Best available home may be one you already have

- By Emily Badger

NEW YORK » In this housing market, it makes less and less sense to move. American homeowners sitting on the lowest mortgage rates in modern history will find it far costlier to buy their next home. Renters facing steep inflation may be better off renewing a lease than hunting for a new one. And for most everyone, it's gotten harder to find the right next home when there are so few vacant ones available.

The simplest and most affordable decision for many Americans will be to stay put — even if their homes become too small, too big, too crowded, too far from work, too isolated from family, or too much to maintain.

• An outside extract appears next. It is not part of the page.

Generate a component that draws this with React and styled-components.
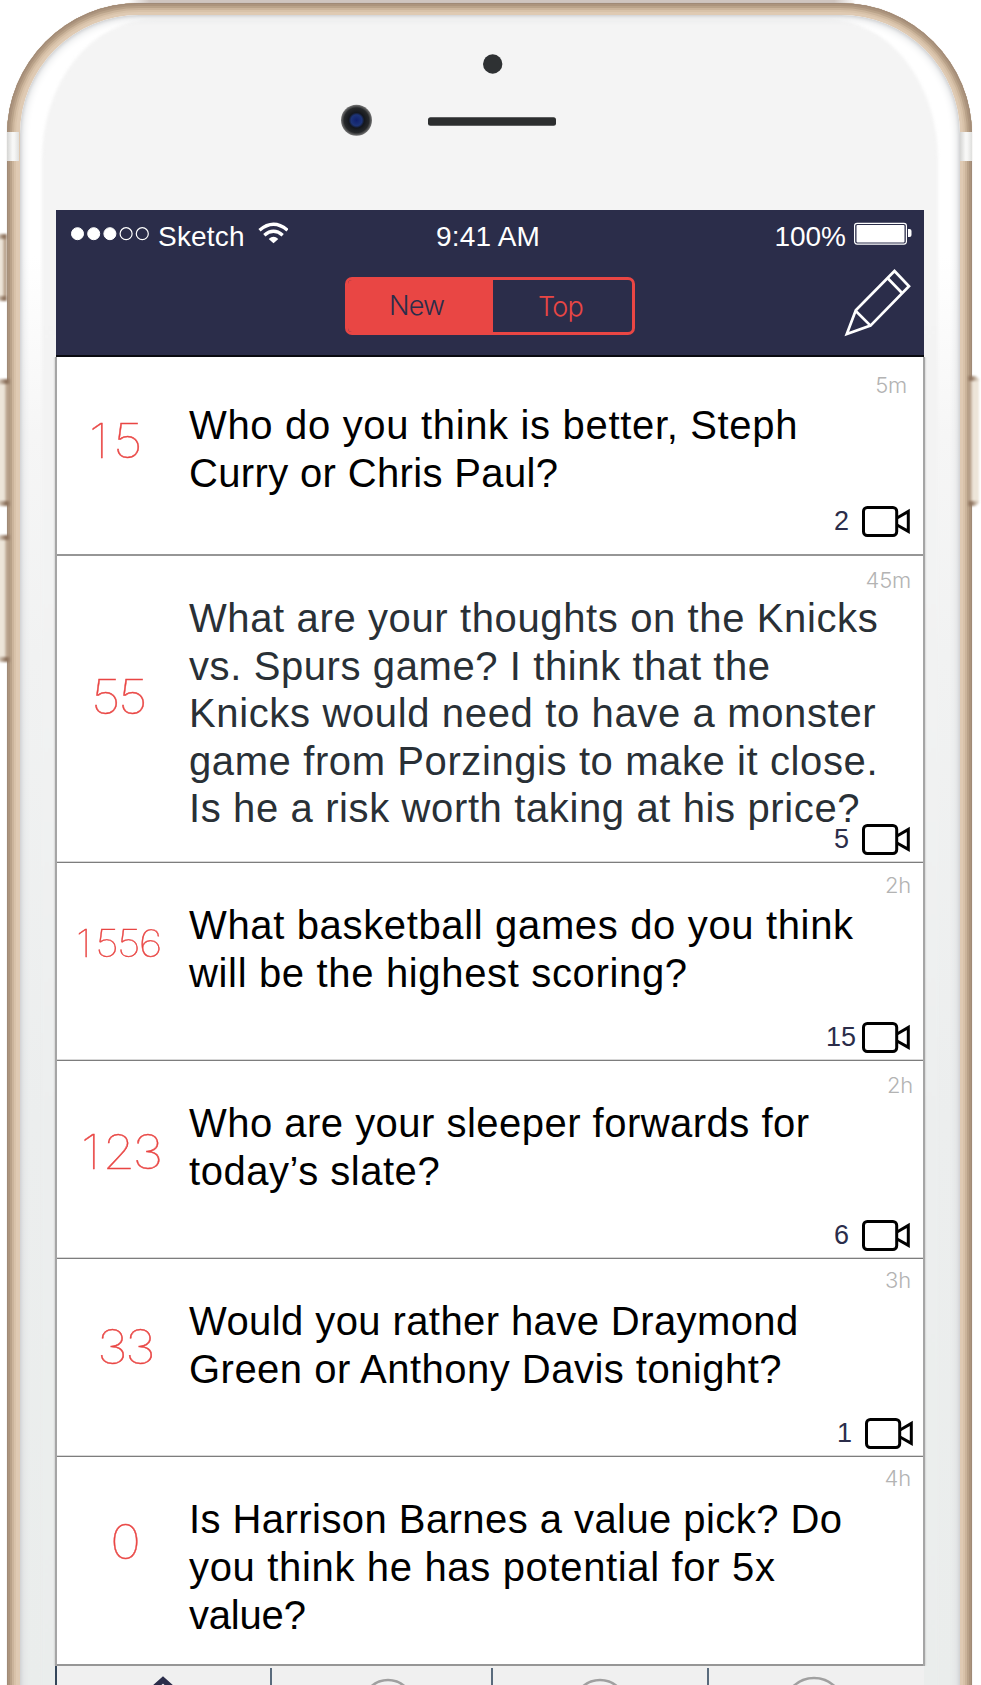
import React from "react";
import styled, { createGlobalStyle } from "styled-components";

const navy = "#2b2d4a";
const red = "#e94644";
const sans = `"Liberation Sans", Arial, sans-serif`;
const light = `Inter, "Liberation Sans", sans-serif`;

const GlobalStyle = createGlobalStyle`
  * { box-sizing: border-box; }
  body { margin: 0; background: #fff; overflow: hidden; }
`;

const Stage = styled.main`
  position: relative;
  width: 981px;
  height: 1685px;
  padding: 3px 9px 0 7px;
  overflow: hidden;
  background: #fff;
  font-family: ${sans};
`;

const TopEdge = styled.div`
  position: absolute;
  top: 0;
  left: 128px;
  width: 728px;
  height: 4px;
  background: linear-gradient(90deg, transparent, #cfc5c0 3%, #cfc5c0 97%, transparent);
`;

const SideKey = styled.div`
  position: absolute;
  z-index: 1;
  top: ${(p) => p.$top}px;
  ${(p) => (p.$right ? "right: 2px;" : "left: -4px;")}
  width: ${(p) => (p.$right ? 11 : p.$width || 14)}px;
  height: ${(p) => p.$height}px;
  border-radius: ${(p) => (p.$right ? "0 5px 5px 0" : "5px 0 0 5px")};
  background:
    linear-gradient(${(p) => (p.$right ? "270deg" : "90deg")}, #d9cdbf 20%, #866a54 75%, #a68e79) top / 100% 5px no-repeat,
    linear-gradient(${(p) => (p.$right ? "270deg" : "90deg")}, #d9cdbf 20%, #866a54 75%, #a68e79) bottom / 100% 5px no-repeat,
    linear-gradient(${(p) => (p.$right ? "270deg" : "90deg")}, #eee6da, #ece4d8 60%, #b8a18b 75%, #b59e88);
  filter: blur(0.9px);
`;

const Shell = styled.div`
  position: relative;
  height: 1900px;
  padding: 12px 12px 0 13px;
  border-radius: 132px;
  background: #dfcab3;
  box-shadow:
    0 0 1px #b9aea4,
    inset 0 0 0 1px #a08a77,
    inset 0 0 0 3px #ac947d,
    inset 0 0 0 5px #b9a289,
    inset 0 0 0 7px #cbb49b,
    inset 0 0 0 9px #d8c2a9;
`;

const Band = styled.div`
  position: absolute;
  top: 129px;
  ${(p) => (p.$right ? "right: 0;" : "left: 0;")}
  width: 12px;
  height: 29px;
  background: linear-gradient(90deg, #d5d5d3, #f7f7f6 45%, #f7f7f6 60%, #dfdfdd);
`;

const Face = styled.div`
  position: relative;
  height: 1880px;
  padding-top: 195px;
  border-radius: 119px;
  overflow: hidden;
  background: linear-gradient(#fff 0, #fff 240px, #f6f6f6 420px, #f1f2f2 640px, #eceeee 1100px, #eaedec 1670px);

  &::before {
    content: "";
    position: absolute;
    inset: 4px 22px -20px 22px;
    border-radius: 112px 112px 0 0 / 140px 140px 0 0;
    background: linear-gradient(#f4f4f4 0, #f3f3f3 400px, #f1f2f2 640px, #eceeee 1100px, #eaedec 1670px);
    filter: blur(1.5px);
  }
  &::after {
    content: "";
    position: absolute;
    inset: 0;
    border-radius: 119px;
    box-shadow: inset 0 0 3px 1px #cfd0d2, inset 0 0 8px 2px #d6d8da;
  }
`;

const Hardware = styled.svg`
  position: absolute;
  left: 309px;
  top: 30px;
  z-index: 2;
`;

const Screen = styled.section`
  position: relative;
  z-index: 3;
  width: 868px;
  margin-left: 36px;
  height: 1500px;
`;

const Header = styled.header`
  height: 147px;
  background: ${navy};
  border-bottom: 2px solid #090a10;
  color: #fff;
`;

const Feed = styled.div`
  margin: 0 -1px;
  border: solid #a5a5a5;
  border-width: 0 2px;
  background: #fff;
  box-shadow: 0 0 2px #b5b5b5;
  clip-path: inset(0 -3px);
`;

const StatusBar = styled.div`
  display: grid;
  grid-template-columns: 380px 1fr auto;
  height: 52px;
  font-size: 28px;
`;

const StatusGroup = styled.div`
  display: flex;
  height: 52px;
  padding: ${(p) => p.$pad};
`;

const StatusText = styled.span`
  height: 52px;
  margin: 0 ${(p) => p.$gap || 0}px 0 ${(p) => p.$left || 0}px;
  line-height: 54px;
  letter-spacing: ${(p) => p.$spacing || 0}px;
`;

const Toolbar = styled.div`
  display: flex;
  justify-content: space-between;
  padding: 6px 13px 0 289px;
`;

const Segmented = styled.div`
  display: flex;
  width: 290px;
  height: 58px;
  margin-top: 9px;
  overflow: hidden;
  border: 3px solid ${red};
  border-radius: 7px;
`;

const Segment = styled.button`
  width: ${(p) => p.$width}px;
  padding: ${(p) => p.$pad};
  border: 0;
  background: ${(p) => (p.$active ? red : "transparent")};
  color: ${(p) => (p.$active ? navy : red)};
  font: 300 27px/52px ${light};
  letter-spacing: -0.8px;
  text-align: left;
`;

const Row = styled.article`
  display: grid;
  grid-template-columns: 132px 734px;
  grid-template-rows: 100%;
  height: ${(p) => p.$height}px;
  border-bottom: ${(p) => (p.$thick ? "2px solid #969696" : "1px solid #7d7d7d")};
  box-shadow: ${(p) => (p.$thick ? "none" : "inset 0 -1px #d8d8d8")};
`;

const Votes = styled.div`
  grid-area: 1 / 1;
  margin: ${(p) => p.$top}px 0 0 ${(p) => p.$left}px;
  transform: scaleX(1.12);
  transform-origin: 0 0;
  color: ${red};
  font: 100 ${(p) => (p.$small ? 37.5 : 47)}px/48px ${light};
  -webkit-text-stroke: 0.4px ${red};
  letter-spacing: ${(p) => (p.$small ? -1.8 : -2.4)}px;
`;

const LeadDigit = styled.span`
  letter-spacing: ${(p) => p.$spacing}px;
`;

const Question = styled.div`
  grid-area: 1 / 2;
  padding-top: ${(p) => p.$top}px;
  color: ${(p) => p.$color || "#000"};
  font-size: 40px;
  line-height: 47.6px;
  white-space: nowrap;
`;

const Line = styled.div`
  letter-spacing: ${(p) => p.$spacing}px;
`;

const Age = styled.time`
  grid-area: 1 / 2;
  justify-self: end;
  padding: ${(p) => p.$top}px ${(p) => p.$right}px 0 0;
  color: #b3b3b3;
  font: 300 22px/22px ${light};
  letter-spacing: -0.2px;
`;

const Replies = styled.div`
  grid-area: 1 / 2;
  place-self: end;
  display: flex;
  align-items: center;
  gap: ${(p) => p.$gap}px;
  padding: 0 ${(p) => p.$right}px ${(p) => p.$bottom}px 0;
  color: ${navy};
  font-size: 27px;
  line-height: 31px;
`;

const TabBar = styled.nav`
  display: grid;
  grid-template-columns: 215px 221px 216px 211px;
  height: 60px;
  margin-left: 1px;
  background: #f0f0f0;
  box-shadow: -2px 0 0 #34465a;
`;

const Tab = styled.a`
  display: flex;
  justify-content: center;
  margin-top: 2px;
  padding: ${(p) => p.$top}px ${(p) => p.$right || 0}px 0 ${(p) => p.$left || 0}px;
  border-right: ${(p) => (p.$last ? "0" : "2px solid #5a6b7d")};
`;

const Camera = () => (
  <svg width="48" height="31" viewBox="0 0 48 31" fill="none" stroke="#000" strokeWidth="3">
    <rect x="1.5" y="1.5" width="33.2" height="28" rx="3.8" />
    <path d="M35 12 46.3 5.4V25.4L35 19" />
  </svg>
);

const Pencil = () => (
  <svg width="67" height="69" viewBox="844 268 67 69" fill="none" stroke="#fff" strokeWidth="2.7">
    <path d="M894.5 271 909 286.2 870.5 325.6 846.8 333.9 855.8 310.2Z" />
    <path d="M887.5 278 902 293M855.8 311 870.5 325.6" />
  </svg>
);

const Signal = () => (
  <svg width="80" height="52" viewBox="0 0 80 52" fill="#fff" stroke="#fff">
    {[0, 1, 2, 3, 4].map((i) => (
      <circle key={i} cx={6.5 + i * 16.2} cy="23.7" r="6" fill={i < 3 ? "#fff" : "none"} strokeWidth={i < 3 ? 1 : 1.2} />
    ))}
  </svg>
);

const Wifi = () => (
  <svg width="30" height="52" viewBox="258 210 30 52" fill="none" stroke="#fff" strokeWidth="3.4">
    <path d="M259.5 230.3Q273.5 218.3 287.5 230.3" />
    <path d="M264.3 235.2Q273.5 227.3 282.7 235.2" />
    <path d="M268.7 239Q273.5 234.6 278.3 239L273.5 243.3Z" fill="#fff" stroke="none" />
  </svg>
);

const Battery = () => (
  <svg width="58" height="52" viewBox="854 210 58 52">
    <rect x="854.6" y="223.3" width="51.8" height="20.8" rx="2.5" fill="none" stroke="#fff" strokeWidth="1.2" />
    <rect x="856.5" y="225" width="48" height="17.5" rx="1" fill="#fff" />
    <path d="M908 229h1.5a2 2 0 0 1 2 2v4a2 2 0 0 1-2 2H908Z" fill="#fff" />
  </svg>
);

const Circle = ({ r }) => (
  <svg width={r * 2 + 4} height={r * 2 + 4} fill="none" stroke="#a0a0a0" strokeWidth="2.6">
    <circle cx={r + 2} cy={r + 2} r={r} />
  </svg>
);

const Home = () => (
  <svg width="60" height="40" viewBox="-30 0 60 40" fill="none" stroke={navy} strokeWidth="5.5">
    <path d="M-28 29 0 3.9 28 29" />
  </svg>
);

const posts = [
  { height: 199, thick: true, votes: "15", vTop: 60, vLeft: 32, vLead: 4.2, qTop: 45.4, age: "5m", aTop: 17, aRight: 16, n: "2", gap: 13, right: 13, bottom: 17,
    lines: [["Who do you think is better, Steph", 0.67], ["Curry or Chris Paul?", 0.35]] },
  { height: 307, votes: "55", vTop: 117, vLeft: 34, qTop: 39, color: "#293036", age: "45m", aTop: 13, aRight: 12, n: "5", gap: 13, right: 13, bottom: 7,
    lines: [["What are your thoughts on the Knicks", 0.62], ["vs. Spurs game? I think that the", 0.6], ["Knicks would need to have a monster", 0.64], ["game from Porzingis to make it close.", 0.6], ["Is he a risk worth taking at his price?", 0.62]] },
  { height: 198, votes: "1556", vTop: 57, vLeft: 19, vLead: 3.5, small: true, qTop: 39.4, age: "2h", aTop: 11, aRight: 12, n: "15", gap: 6, right: 13, bottom: 7,
    lines: [["What basketball games do you think", 0.65], ["will be the highest scoring?", 0.66]] },
  { height: 198, votes: "123", vTop: 67, vLeft: 24, vLead: 2, qTop: 39.4, age: "2h", aTop: 13, aRight: 10, n: "6", gap: 13, right: 13, bottom: 7,
    lines: [["Who are your sleeper forwards for", 0.48], ["today’s slate?", 0.52]] },
  { height: 198, votes: "33", vTop: 64, vLeft: 40, qTop: 39.4, age: "3h", aTop: 10, aRight: 12, n: "1", gap: 13, right: 10, bottom: 7,
    lines: [["Would you rather have Draymond", 0.41], ["Green or Anthony Davis tonight?", 0.48]] },
  { height: 209, thick: true, votes: "0", vTop: 61, vLeft: 53, qTop: 39.4, age: "4h", aTop: 10, aRight: 12,
    lines: [["Is Harrison Barnes a value pick? Do", 0.44], ["you think he has potential for 5x", 0.66], ["value?", -0.2]] },
];

export default function App() {
  return (
    <Stage>
      <GlobalStyle />
      <TopEdge />
      <SideKey $top={234} $height={67} $width={11} />
      <SideKey $top={379} $height={127} />
      <SideKey $top={535} $height={127} />
      <SideKey $right $top={376} $height={130} />
      <Shell>
        <Band />
        <Band $right />
        <Face>
          <Screen>
            <Header>
              <StatusBar>
                <StatusGroup $pad="0 0 0 15px">
                  <Signal />
                  <StatusText $left={7} $gap={13} $spacing={0.2}>Sketch</StatusText>
                  <Wifi />
                </StatusGroup>
                <StatusText $spacing={0.2}>9:41 AM</StatusText>
                <StatusGroup $pad="0 12px 0 0">
                  <StatusText $gap={8}>100%</StatusText>
                  <Battery />
                </StatusGroup>
              </StatusBar>
              <Toolbar>
                <Segmented>
                  <Segment $active $width={145} $pad="0 0 0 41px">New</Segment>
                  <Segment $width={139} $pad="1px 0 0 45px">Top</Segment>
                </Segmented>
                <Pencil />
              </Toolbar>
            </Header>
            <Feed>
              {posts.map((p) => (
                <Row key={p.votes} $height={p.height} $thick={p.thick}>
                  <Votes $top={p.vTop} $left={p.vLeft} $small={p.small}>
                    {p.vLead ? <LeadDigit $spacing={p.vLead}>{p.votes[0]}</LeadDigit> : p.votes[0]}
                    {p.votes.slice(1)}
                  </Votes>
                  <Question $top={p.qTop} $color={p.color}>
                    {p.lines.map(([text, spacing]) => (
                      <Line key={text} $spacing={spacing}>{text}</Line>
                    ))}
                  </Question>
                  <Age $top={p.aTop} $right={p.aRight}>{p.age}</Age>
                  {p.n && (
                    <Replies $gap={p.gap} $right={p.right} $bottom={p.bottom}>
                      {p.n}
                      <Camera />
                    </Replies>
                  )}
                </Row>
              ))}
            </Feed>
            <TabBar>
              <Tab $top={8} $right={1}><Home /></Tab>
              <Tab $top={10} $left={13}><Circle r={25} /></Tab>
              <Tab $top={10} $right={1}><Circle r={26} /></Tab>
              <Tab $last $top={8} $right={1}><Circle r={30} /></Tab>
            </TabBar>
          </Screen>
        </Face>
        <Hardware width="260" height="110" viewBox="316 33 260 110">
          <defs>
            <radialGradient id="lens">
              <stop offset="0" stopColor="#10206e" />
              <stop offset="0.35" stopColor="#1d3478" />
              <stop offset="0.5" stopColor="#14171d" />
              <stop offset="0.8" stopColor="#26282a" />
              <stop offset="1" stopColor="#777" />
            </radialGradient>
          </defs>
          <circle cx="492.7" cy="64" r="9.7" fill="#2e3133" />
          <circle cx="356.5" cy="120.3" r="15.5" fill="url(#lens)" />
          <rect x="428" y="117.3" width="128" height="8.4" rx="2.5" fill="#2c2e2f" />
        </Hardware>
      </Shell>
    </Stage>
  );
}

The rate at which Americans move, both across town and across the country, has been steadily declining since the 1980s. Now all of the conditions in the housing market are aligned to grind down that mobility rate even more. That's a problem both for the broader economy — workers may need to move to reach new jobs — and for millions of households who will find it hard to change their homes to match their changing lives.

“All of this is suggesting that America may be stuck in place,” said Lawrence Yun, the chief economist at the National Associatio­n of Realtors.

One likely consequenc­e: “Unanimousl­y,” Yun said, “I think people would say there's less happiness in the country as people are living in a mis-housed unit.”

Kyren Bogolub's mishoused unit is a two-bed, one-bath duplex in Boulder, Colorado, that she shares with her partner and a third housemate. They moved in in 2020, attracted to what seemed like a temporary, cheap and dog-friendly home — a good place to finish graduate school on meager stipends.

But a year after graduating, they're still living like this: Bogolub and her partner, Colin Sturrock, in a room that holds their bed and the two desks where they work remotely. They've set up the room so that one of them can change clothes even if the other is on Zoom. They've taped over the blinking computer lights to sleep at night.

“The plan was graduate, get jobs, move,” said Bogolub, who is 33. “We've done two of those three things.”

The third has proved far harder. Their alternativ­es are a study in the absurdity of the U.S. housing market today. Boulder rents have risen more than 15% in the last year. Boulder County also lost more than 1,000 homes to wildfires in December, making competitio­n for housing even stiffer. Bogolub has looked into buying, too. Then a little two-bed, one-bath house a couple of blocks away sold this month: 864 square feet in need of a remodel for $1.25 million.

By comparison, the bedroom with the two desks doesn't seem so bad.

“That's what's sort of mind-boggling,” said Bogolub, who now works for the Colorado Geological Survey. “If we can't really get this going, I don't know who can.”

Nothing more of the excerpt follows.